When the self-check switch 7 is not operated and thus a signal of "0" level appears at the output of the self-check circuit 7, AND gates 13 and 16 are inhibited to operate, and the switch 9 is held non-conductive. As a result, the signal C which is inputted to the receiving circuit 11 includes only an ultrasonic wave which has been transmitted from the transmitter and then reflected back from the object. If the level of the reflected ultrasonic wave exceeds the threshold level A, the level discriminator 12 produces an output of "1" level which is applied to the AND gate 15. However, since the output of "0" level from the self-check switch 7 is inverted by the inverter 14 and the inverted signal of "1" level is applied also to the AND gate 15, the AND gate 15 produces a signal of "1" level which drives the display 6 via the OR gate 17. In other words, when the self-check switch 7 is not operated, the detection of the obstruction is reported by the fact that the display 6 is driven.

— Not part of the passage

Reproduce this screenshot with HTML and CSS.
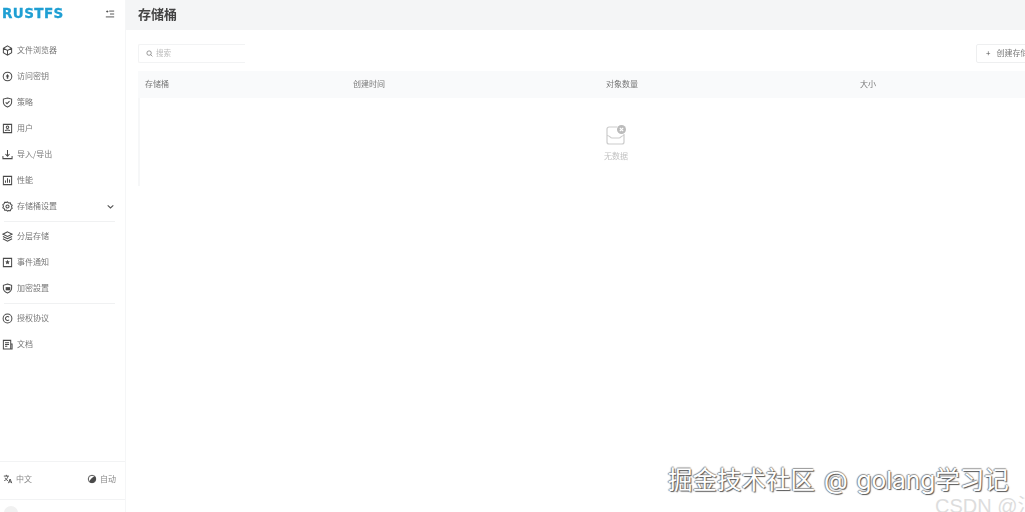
FILE: index.html
```html
<!DOCTYPE html>
<html lang="zh">
<head>
<meta charset="utf-8">
<title>存储桶</title>
<link rel="stylesheet" href="styles.css">
</head>
<body>
<div class="app">
  <aside class="sidebar">
    <div class="brand">
      <span class="logo">RUSTFS</span>
      <svg class="ico collapse" viewBox="0 0 12 12"><path d="M5 2.500h6M6 6h5M1 9.500h10M1.500 3h2.500M2.700 1.800v2.400"/></svg>
    </div>
    <nav class="menu">
      <a class="item"><svg class="ico" viewBox="0 0 12 12"><path d="M6 1l4.500 2.500v5L6 11 1.500 8.500v-5zM1.500 3.500L6 6l4.500-2.500M6 6v5"/></svg><span>文件浏览器</span></a>
      <a class="item"><svg class="ico" viewBox="0 0 12 12"><circle cx="6" cy="6" r="4.700"/><path class="fill" d="M6 3.200L8 6H6.800v2.500H5.200V6H4z"/></svg><span>访问密钥</span></a>
      <a class="item"><svg class="ico" viewBox="0 0 12 12"><path d="M6 1l4.500 1.200v3.600c0 2.500-2 4.200-4.500 5.200-2.500-1-4.500-2.700-4.500-5.200V2.200zM4 5.800l1.500 1.500L8.200 4.600"/></svg><span>策略</span></a>
      <a class="item"><svg class="ico" viewBox="0 0 12 12"><path d="M1.500 1.500h9v9h-9zM3.500 8.500c.4-1.300 4.600-1.300 5 0"/><circle cx="6" cy="4.700" r="1.400"/></svg><span>用户</span></a>
      <a class="item"><svg class="ico" viewBox="0 0 12 12"><path d="M1 7.500v3h10v-3M6 1v6.500M3.800 5.500L6 8l2.200-2.500"/></svg><span>导入/导出</span></a>
      <a class="item"><svg class="ico" viewBox="0 0 12 12"><path d="M1.500 1.500h9v9h-9zM3.800 8.500V6M6 8.500V3.500M8.200 8.500V5"/></svg><span>性能</span></a>
      <a class="item"><svg class="ico" viewBox="0 0 12 12"><path d="M6 1l1.300 1.200 1.800-.2.500 1.700 1.500 1-.7 1.700.7 1.600-1.500 1-.5 1.700-1.800-.2L6 11 4.700 9.800l-1.800.2-.5-1.700-1.500-1 .7-1.600-.7-1.700 1.500-1 .5-1.700 1.800.2z"/><circle cx="6" cy="6" r="1.700"/></svg><span>存储桶设置</span><svg class="chev" viewBox="0 0 8 8"><path d="M1.500 3l2.500 2.300L6.500 3"/></svg></a>
      <hr class="rule">
      <a class="item"><svg class="ico" viewBox="0 0 12 12"><path d="M6 1l5 2.500L6 6 1 3.500zM1 6l5 2.500L11 6M1 8.500L6 11l5-2.500"/></svg><span>分层存储</span></a>
      <a class="item"><svg class="ico" viewBox="0 0 12 12"><path d="M1.500 1.500h9v9h-9z"/><path class="fill" d="M6 3l.8 1.700 1.800.2-1.300 1.200.3 1.800L6 7l-1.600.9.300-1.800L3.400 4.900l1.800-.2z"/></svg><span>事件通知</span></a>
      <a class="item"><svg class="ico" viewBox="0 0 12 12"><path d="M6 1l4.500 1.500v3.300c0 2.500-2 4.200-4.500 5.200-2.500-1-4.500-2.700-4.500-5.200V2.500z"/><path class="fill" d="M4 4.500h5v3.500H4z"/></svg><span>加密設置</span></a>
      <hr class="rule">
      <a class="item"><svg class="ico" viewBox="0 0 12 12"><circle cx="6" cy="6" r="4.800"/><path d="M7.700 4.600a2.200 2.200 0 1 0 0 2.800"/></svg><span>授权协议</span></a>
      <a class="item"><svg class="ico" viewBox="0 0 12 12"><path d="M1.500 1.500h8v9.500h-8zM3.300 4h4.400M3.300 6h4.400M3.300 8h2.500M9.500 5.500h1.500v5.500h-1.500"/></svg><span>文档</span></a>
    </nav>
    <div class="foot">
      <span class="foot-cell"><svg class="ico small" viewBox="0 0 12 12"><path d="M1 2.500h6M4 1v1.500M6 2.500C5.500 5 4 7 1.500 8M2.500 4.500C3 6 4.500 7.500 6 8M6.500 11l2-5 2 5M7.300 9.500h2.500"/></svg>中文</span>
      <span class="foot-cell"><svg class="ico small" viewBox="0 0 12 12"><circle cx="6" cy="6" r="4.500"/><path class="fill" d="M9.200 2.800A4.500 4.500 0 0 1 2.800 9.200c1-2.800 3.400-5.200 6.400-6.400z"/></svg>自动</span>
    </div>
    <div class="user"><span class="avatar"></span></div>
  </aside>
  <main class="main">
    <header class="top"><h1>存储桶</h1></header>
    <section class="content">
      <div class="bar">
        <label class="search"><svg class="ico tiny" viewBox="0 0 12 12"><circle cx="5.300" cy="5.300" r="3.800"/><path d="M8 8l3 3"/></svg><span>搜索</span></label>
        <button class="create"><span class="plus">+</span>创建存储桶</button>
      </div>
      <div class="thead">
        <span class="c1">存储桶</span><span class="c2">创建时间</span><span class="c3">对象数量</span><span class="c4">大小</span>
      </div>
      <div class="tbody">
        <div class="empty">
          <svg class="empty-ico" viewBox="0 0 20 20"><path d="M11 2H3a2 2 0 0 0-2 2v13a2 2 0 0 0 2 2h13a2 2 0 0 0 2-2V9"/><path d="M1 10.500c3 0 3 2.500 5 2.500h7c2 0 2-2.500 5-2.500"/><circle class="x-bg" cx="15.500" cy="4.500" r="4.500"/><path class="x" d="M13.800 2.800l3.400 3.400M17.200 2.800l-3.400 3.400"/></svg>
          <span>无数据</span>
        </div>
      </div>
    </section>
  </main>
</div>
<div class="mark">掘金技术社区 @ golang学习记</div>
<div class="mark2">CSDN @江</div>
</body>
</html>
```

FILE: styles.css
```css
* { box-sizing: border-box; }
html, body { margin: 0; height: 100%; overflow: hidden; background: #fff; }
body { font-family: "Noto Sans CJK SC", "Liberation Sans", sans-serif; color: #555; position: relative; }
.app { display: flex; height: 512px; width: 1025px; overflow: hidden; }

.sidebar { width: 126px; flex: none; display: flex; flex-direction: column; border-right: 1px solid #f5f6f7; filter: blur(.5px); }
.brand { height: 27px; display: flex; align-items: center; justify-content: space-between; padding: 0 10px 0 2px; }
.logo { font: 700 13.500px/1 "DejaVu Sans", "Liberation Sans", sans-serif; color: #1f9fd3; letter-spacing: .4px; -webkit-text-stroke: .3px #1f9fd3; }
.ico { width: 11px; height: 11px; flex: none; fill: none; stroke: #4a4a4a; stroke-width: 1.100; }
.ico .fill { fill: #4a4a4a; stroke: none; }
.collapse { width: 10px; height: 10px; }
.menu { padding-top: 10px; flex: 1; display: flex; flex-direction: column; }
.item { height: 26px; flex: none; display: flex; align-items: center; gap: 4px; padding: 0 10px 0 2px; font-size: 8px; line-height: 1; color: #777; }
.item span { flex: 1; }
.chev { width: 9px; height: 9px; fill: none; stroke: #555; stroke-width: 1; }
.rule { border: 0; border-top: 1px solid #f0f1f2; margin: 1.500px 10px 1.500px 4px; height: 1px; flex: none; }
.foot { height: 39px; border-top: 1px solid #f2f3f4; border-bottom: 1px solid #f2f3f4; display: flex; align-items: center; justify-content: space-between; padding: 0 9px 3px 3px; font-size: 8px; line-height: 1; color: #888; flex: none; }
.foot-cell { display: flex; align-items: center; gap: 3px; }
.small { width: 10px; height: 10px; }
.user { height: 12px; padding: 6px 0 0 4px; flex: none; overflow: hidden; }
.avatar { display: block; width: 14px; height: 14px; border-radius: 50%; background: #f1f1f1; }

.main { flex: 1; min-width: 0; display: flex; flex-direction: column; }
.top { height: 30px; background: #f4f5f6; display: flex; align-items: center; padding: 0 0 3px 12px; flex: none; }
.top h1 { margin: 0; font-size: 13px; line-height: 1; font-weight: 700; color: #444; filter: blur(.4px); }
.content { padding: 14px 0 0 12px; width: 968px; flex: none; filter: blur(.5px); }
.bar { display: flex; justify-content: space-between; height: 19px; }
.search { width: 107px; display: flex; align-items: center; gap: 3px; padding: 0 0 1px 7px; border: 1px solid #f2f3f4; border-right: 0; border-radius: 2px 0 0 2px; font-size: 7.500px; line-height: 1; color: #bbb; }
.tiny { width: 7px; height: 7px; stroke: #666; }
.create { width: 70px; flex: none; margin-right: 48px; background: #fff; border: 1px solid #eeeff0; border-radius: 2px; display: flex; align-items: center; padding: 0 0 1px 9px; font: 8px/1 "Noto Sans CJK SC", sans-serif; color: #777; white-space: nowrap; overflow: hidden; }
.plus { margin-right: 6px; color: #555; }
.thead { margin-top: 8px; height: 27px; background: #f9fafb; display: flex; align-items: center; padding-bottom: 2px; font-size: 8px; line-height: 1; color: #777; }
.thead span { flex: none; }
.c1 { width: 208px; padding-left: 7px; }
.c2 { width: 253px; padding-left: 7px; }
.c3 { width: 254px; padding-left: 7px; }
.c4 { padding-left: 7px; }
.tbody { height: 88px; border-left: 2px solid #f6f7f8; }
.empty { margin-left: -2px; padding-top: 27px; display: flex; flex-direction: column; align-items: center; gap: 6px; font-size: 8px; line-height: 1.200; color: #c2c2c2; }
.empty-ico { width: 20px; height: 20px; fill: none; stroke: #ccc; stroke-width: 1.200; }
.x-bg { fill: #bbb; stroke: none; }
.x { stroke: #fff; stroke-width: 1.200; }

.mark { position: absolute; left: 668px; top: 464px; font-size: 24.500px; line-height: 32px; word-spacing: 2px; color: #fff; white-space: nowrap; text-shadow: 1px 1px 1px #555, -1px 0 1px #888, 0 -1px 1px #999; font-family: "Inter", "Noto Sans CJK SC", sans-serif; }
.mark2 { position: absolute; left: 935px; top: 495px; font: 20px/22px "Liberation Sans", "Noto Sans CJK SC", sans-serif; color: #ddd; white-space: nowrap; }
```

Although the display circuit 6 in the third embodiment of the present invention is used in common to the display of the result of self-check and the display of the result of detection of an obstruction in the normal operating condition of the ultrasonic apparatus, separate display circuits may be provided to serve the individual purposes. The self-check switch 7 may be operated in any desired manner. When, for example, the ultrasonic apparatus is used for the detection of an obstruction lying in the backward direction of an automobile, the self-check switch 7 may be arranged to operate in an interlocking relation with the reverse gear to generate the self-check signal of "1" level for a predetermined period of time after the transmission is shifted to the reverse gear position, so that the ultrasonic apparatus can be automatically inspected for the presence of failure in the reverse drive mode of the vehicle.